Earlier, I followed instructions given at https://linoxide.com/how-tos/monitor-linux-containers-performance/ , but did not got the results.

simos · July 4, 2018, 4:44pm

I see that there are two ctop tools,

https://github.com/yadutaf/ctop/ written in Python, has support for Linux Containers.
https://github.com/bcicen/ctop written in Go, no support yet for LXC/LXD.

You can try to ask at the first project which has some support for Linux Containers. You can file an issue there to ask for accumulative network traffic per container.

I think though that neither support accumulative network traffic.

adityacloud · July 12, 2018, 10:13am

Respected Sir,

these days I fully explored Sysdig tool from yours blog URL How to use Sysdig and Falco with LXD containers – Mi blog lah! and Blog – Sysdig to monitor LXD container live migration metrics.

Others parameters measured successfully but facing problems for the CPU utilization:

To measure this parameter during live migration process, I run the command:
sudo sysdig -pc -c topprocs_cpu container.name=c1
but, each time CPU% is zero

c1%20cpu%20uti1366×768 76.7 KB

Please, suggest how to monitor CPU utilization during container migration ?.

simos · July 14, 2018, 8:27am

If CPU% remains zero, then would need to verify that the process you are checking is indeed the one that does the migration.

Reading the source code of LXD, we see that LXD spawns a child process called forkmigrate that does the actual migration.

adityacloud · July 14, 2018, 4:12pm

Thanks sir, for great support.

adityacloud · August 2, 2018, 9:51am

Respected Sir,
Greetings of the day, and thanks for your kind support each time !!!

In my experimental setup workload benchmarks like (Apache web server, Geekbench, Bonnie++, Sysbench, MySQL, Postgresql, etc) are running over LXC container.

To measure network traffic during LXC container migration, as per your last post dated: July 4 I used following methods:

1. Sydig tool command:

sudo sysdig -pc -c topcontainers_net

Secondly explored various studies and find the relevant one from URL: https://serverfault.com/questions/328963/centos-monitoring-traffic-on-port

sudo iftop -i lxdbr0 -P

But, the network traffic generated for each workload is very less approx (4-15 KB) range. workloads.
Please suggest a method to measure the network traffic generated during container migration.
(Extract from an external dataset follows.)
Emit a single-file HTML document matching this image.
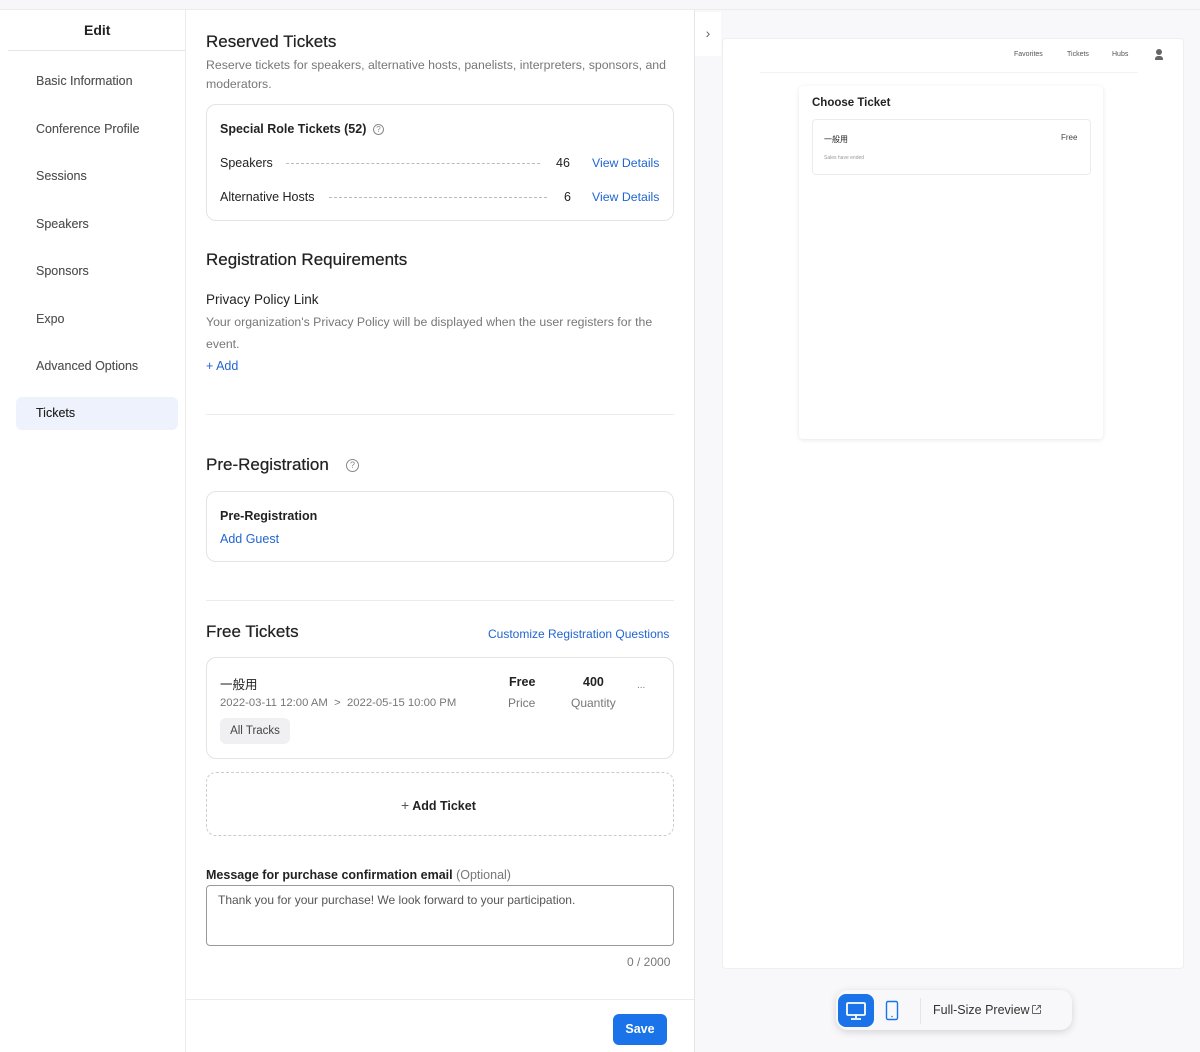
<!DOCTYPE html>
<html><head><meta charset="utf-8"><style>
*{box-sizing:border-box;margin:0;padding:0}
body{width:1200px;height:1052px;position:relative;overflow:hidden;background:#fff;font-family:"Liberation Sans","Noto Sans CJK JP",sans-serif;color:#222}
.a{position:absolute;white-space:nowrap}
.nav{position:absolute;left:36px;font-size:12.5px;color:#555;font-weight:500;text-shadow:0 0 .3px #555}
.blue{color:#2166d1}
.card{position:absolute;border:1px solid #e3e3e8;border-radius:10px;background:#fff}
.dots{position:absolute;border-top:1px dashed #bbb;height:0}
.g{color:#777}
.h{text-shadow:0 0 .5px #222}
</style></head><body>
<div class="a" style="left:0;top:0;width:1200px;height:10px;background:#f7f7f9;border-bottom:1px solid #ececef"></div>
<div class="a" style="left:185px;top:10px;width:1px;height:1042px;background:#ececef"></div>
<div class="a" style="left:84px;top:22px;font-size:14px;font-weight:bold">Edit</div>
<div class="a" style="left:8px;top:50px;width:177px;height:1px;background:#e5e5e8"></div>
<div class="nav" style="top:74px">Basic Information</div>
<div class="nav" style="top:122px">Conference Profile</div>
<div class="nav" style="top:169px">Sessions</div>
<div class="nav" style="top:217px">Speakers</div>
<div class="nav" style="top:264px">Sponsors</div>
<div class="nav" style="top:312px">Expo</div>
<div class="nav" style="top:359px">Advanced Options</div>
<div class="a" style="left:16px;top:397px;width:162px;height:33px;background:#edf2fc;border-radius:6px"></div>
<div class="nav" style="top:406px;color:#222">Tickets</div>
<div class="a h" style="left:206px;top:32px;font-size:17px">Reserved Tickets</div>
<div class="a g" style="left:206px;top:56px;font-size:12.3px;line-height:19px;white-space:normal;width:470px">Reserve tickets for speakers, alternative hosts, panelists, interpreters, sponsors, and moderators.</div>
<div class="card" style="left:206px;top:104px;width:468px;height:117px"></div>
<div class="a" style="left:220px;top:122px;font-size:12.5px;font-weight:bold">Special Role Tickets (52)</div>
<div class="a" style="left:373px;top:124px;width:11px;height:11px;border:1px solid #888;border-radius:50%;font-size:8px;text-align:center;line-height:9px;color:#888">?</div>
<div class="a" style="left:220px;top:156px;font-size:12.5px">Speakers</div>
<div class="dots" style="left:286px;top:163px;width:254px"></div>
<div class="a" style="left:556px;top:156px;font-size:12.5px">46</div>
<div class="a blue" style="left:592px;top:156px;font-size:12.3px">View Details</div>
<div class="a" style="left:220px;top:190px;font-size:12.5px">Alternative Hosts</div>
<div class="dots" style="left:329px;top:197px;width:218px"></div>
<div class="a" style="left:564px;top:190px;font-size:12.5px">6</div>
<div class="a blue" style="left:592px;top:190px;font-size:12.3px">View Details</div>
<div class="a h" style="left:206px;top:250px;font-size:17px">Registration Requirements</div>
<div class="a" style="left:206px;top:292px;font-size:13.5px">Privacy Policy Link</div>
<div class="a g" style="left:206px;top:311px;font-size:12.3px;line-height:22px;white-space:normal;width:470px">Your organization's Privacy Policy will be displayed when the user registers for the event.</div>
<div class="a blue" style="left:206px;top:359px;font-size:12.5px">+ Add</div>
<div class="a" style="left:206px;top:414px;width:468px;height:1px;background:#ececef"></div>
<div class="a h" style="left:206px;top:455px;font-size:17px">Pre-Registration</div>
<div class="a" style="left:346px;top:459px;width:13px;height:13px;border:1px solid #888;border-radius:50%;font-size:9px;text-align:center;line-height:11px;color:#888">?</div>
<div class="card" style="left:206px;top:491px;width:468px;height:71px"></div>
<div class="a" style="left:220px;top:509px;font-size:12.5px;font-weight:bold">Pre-Registration</div>
<div class="a blue" style="left:220px;top:532px;font-size:12.5px">Add Guest</div>
<div class="a" style="left:206px;top:600px;width:468px;height:1px;background:#ececef"></div>
<div class="a h" style="left:206px;top:622px;font-size:17px">Free Tickets</div>
<div class="a blue" style="left:488px;top:627px;font-size:12px">Customize Registration Questions</div>
<div class="card" style="left:206px;top:657px;width:468px;height:102px"></div>
<div class="a" style="left:220px;top:674px;font-size:12.5px">一般用</div>
<div class="a g" style="left:220px;top:697px;font-size:11.3px">2022-03-11 12:00 AM &nbsp;&gt;&nbsp; 2022-05-15 10:00 PM</div>
<div class="a" style="left:509px;top:675px;font-size:12.5px;font-weight:bold">Free</div>
<div class="a g" style="left:508px;top:696px;font-size:12px">Price</div>
<div class="a" style="left:583px;top:675px;font-size:12.5px;font-weight:bold">400</div>
<div class="a g" style="left:571px;top:696px;font-size:12px">Quantity</div>
<div class="a g" style="left:637px;top:680px;font-size:10px">...</div>
<div class="a" style="left:220px;top:718px;width:70px;height:26px;background:#f0f0f3;border-radius:6px;font-size:11.5px;color:#444;line-height:26px;text-align:center">All Tracks</div>
<div class="a" style="left:206px;top:772px;width:468px;height:64px;border:1px dashed #ccc;border-radius:10px"></div>
<div class="a" style="left:401px;top:797px;font-size:12.5px;font-weight:bold"><span style="font-weight:normal;color:#555;font-size:14px">+</span> Add Ticket</div>
<div class="a" style="left:206px;top:868px;font-size:12.5px;font-weight:bold">Message for purchase confirmation email <span style="font-weight:normal;color:#777">(Optional)</span></div>
<div class="a" style="left:206px;top:885px;width:468px;height:61px;border:1px solid #999;border-radius:4px"></div>
<div class="a" style="left:218px;top:893px;font-size:12px;color:#555">Thank you for your purchase! We look forward to your participation.</div>
<div class="a g" style="left:627px;top:955px;font-size:12px">0 / 2000</div>
<div class="a" style="left:186px;top:999px;width:508px;height:1px;background:#ececef"></div>
<div class="a" style="left:613px;top:1014px;width:54px;height:31px;background:#1a73e8;border-radius:6px;color:#fff;font-size:12.5px;font-weight:bold;text-align:center;line-height:31px">Save</div>
<div class="a" style="left:694px;top:10px;width:506px;height:1042px;background:#f8f8fa;border-left:1px solid #e5e5e8"></div>
<div class="a" style="left:695px;top:12px;width:26px;height:44px;background:#fff;color:#666;font-size:14px;text-align:center;line-height:42px">&#8250;</div>
<div class="a" style="left:722px;top:38px;width:462px;height:931px;background:#fff;border:1px solid #efeff2;border-radius:4px"></div>
<div class="a" style="left:1014px;top:51px;font-size:7px;color:#555">Favorites</div>
<div class="a" style="left:1067px;top:51px;font-size:7px;color:#555">Tickets</div>
<div class="a" style="left:1112px;top:51px;font-size:7px;color:#555">Hubs</div>
<div class="a" style="left:1155px;top:49px;width:8px;height:12px"><div style="width:6px;height:6px;border-radius:50%;background:#666;margin-left:1px"></div><div style="width:8px;height:4px;background:#666;border-radius:3px 3px 0 0;margin-top:1px"></div></div>
<div class="a" style="left:760px;top:72px;width:378px;height:1px;background:#f2f2f4"></div>
<div class="a" style="left:799px;top:86px;width:304px;height:353px;background:#fff;border-radius:4px;box-shadow:0 1px 5px rgba(0,0,0,.1)"></div>
<div class="a" style="left:812px;top:97px;font-size:11.5px;font-weight:bold">Choose Ticket</div>
<div class="a" style="left:812px;top:119px;width:279px;height:56px;border:1px solid #ececef;border-radius:4px"></div>
<div class="a" style="left:824px;top:134px;font-size:8px">一般用</div>
<div class="a" style="left:1061px;top:133px;font-size:8px;color:#444">Free</div>
<div class="a" style="left:824px;top:155px;font-size:5px;color:#999">Sales have ended</div>
<div class="a" style="left:836px;top:990px;width:236px;height:40px;background:#f8f8fa;border-radius:12px;box-shadow:0 2px 8px rgba(0,0,0,.15)"></div>
<div class="a" style="left:838px;top:994px;width:36px;height:33px;background:#1a73e8;border-radius:8px"></div>
<svg class="a" style="left:845px;top:1001px" width="22" height="20" viewBox="0 0 22 20"><rect x="2" y="2" width="18" height="12" rx="1" fill="none" stroke="#fff" stroke-width="1.8"/><path d="M11 14v3M6 18h10" stroke="#fff" stroke-width="1.8"/></svg>
<svg class="a" style="left:885px;top:1000px" width="14" height="22" viewBox="0 0 14 22"><rect x="1.5" y="1.5" width="11" height="18" rx="1.5" fill="none" stroke="#1a73e8" stroke-width="1.4"/><circle cx="7" cy="16.5" r=".8" fill="#1a73e8"/></svg>
<div class="a" style="left:920px;top:998px;width:1px;height:26px;background:#e5e5e8"></div>
<div class="a" style="left:933px;top:1003px;font-size:12.5px;color:#333">Full-Size Preview</div>
<svg class="a" style="left:1031px;top:1004px" width="11" height="11" viewBox="0 0 11 11"><path d="M5 1.5H2a.5.5 0 0 0-.5.5v7a.5.5 0 0 0 .5.5h7a.5.5 0 0 0 .5-.5V6M6.5 1.5h3v3M9.5 1.5L5 6" fill="none" stroke="#666" stroke-width="1"/></svg>
</body></html>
simos · August 2, 2018, 12:34pm

Hi!

The topcontainers_net in sysdig is a chisel, a script that performs specific captures. Here is how chisels work in sysdig.

The following command shows the available chisels in your installation of sysdig.

sysdig --list-chisels

You can get the source code of a chisel (written in LUA) by looking in /usr/share/sysdig/chisels/.

You can view the parameters of a chisel (for example, topprocs_net) by running

$ sysdig --chisel-info topcontainers_net

Category: Net
-------------
topprocs_net    Top processes by network I/O

Sort the list of the processes that use the most network bandwidth. This chisel
 is compatible with containers using the sysdig -pc or -pcontainer argument, ot
herwise no container information will be shown.
Args:
(None)

That is, this chisel does not take any parameters. Let’s run it.

  $ sudo sysdig --chisel topprocs_net

For your case, the migration of a LXD container is performed by LXD, and it is not a process that runs from within a container. Therefore, in this case you do not need to use/write a chisel that understands containers.

The LXD process that performs the migration should look (when you run ps) like this:

11597 ? Ssl 0:00 /snap/lxd/current/bin/lxd forkmigrate ... ...

That is, the executable would be /snap/lxd/current/bin/lxd and it would have as first parameter the keyword forkmigrate. I have not verified this in practice, which means your first task is to start a migration and run ps to verify that there is such a process running. Once you identify the process, you can start working on measuring the traffic.

You would need to write a chisel that

identifies when a process is started that has the name /snap/lxd/current/bin/lxd and first argument forkmigrate
starts counting the network packets of this process and performs the logic of your benchmark

There are a few relevant chisels in /usr/share/sysdig/chisels that can help you. You can also check the documentation of sysdig in writing chisels.

adityacloud · August 3, 2018, 9:55am

Thanks sir, I am testing the same from yesterday and will update after completion.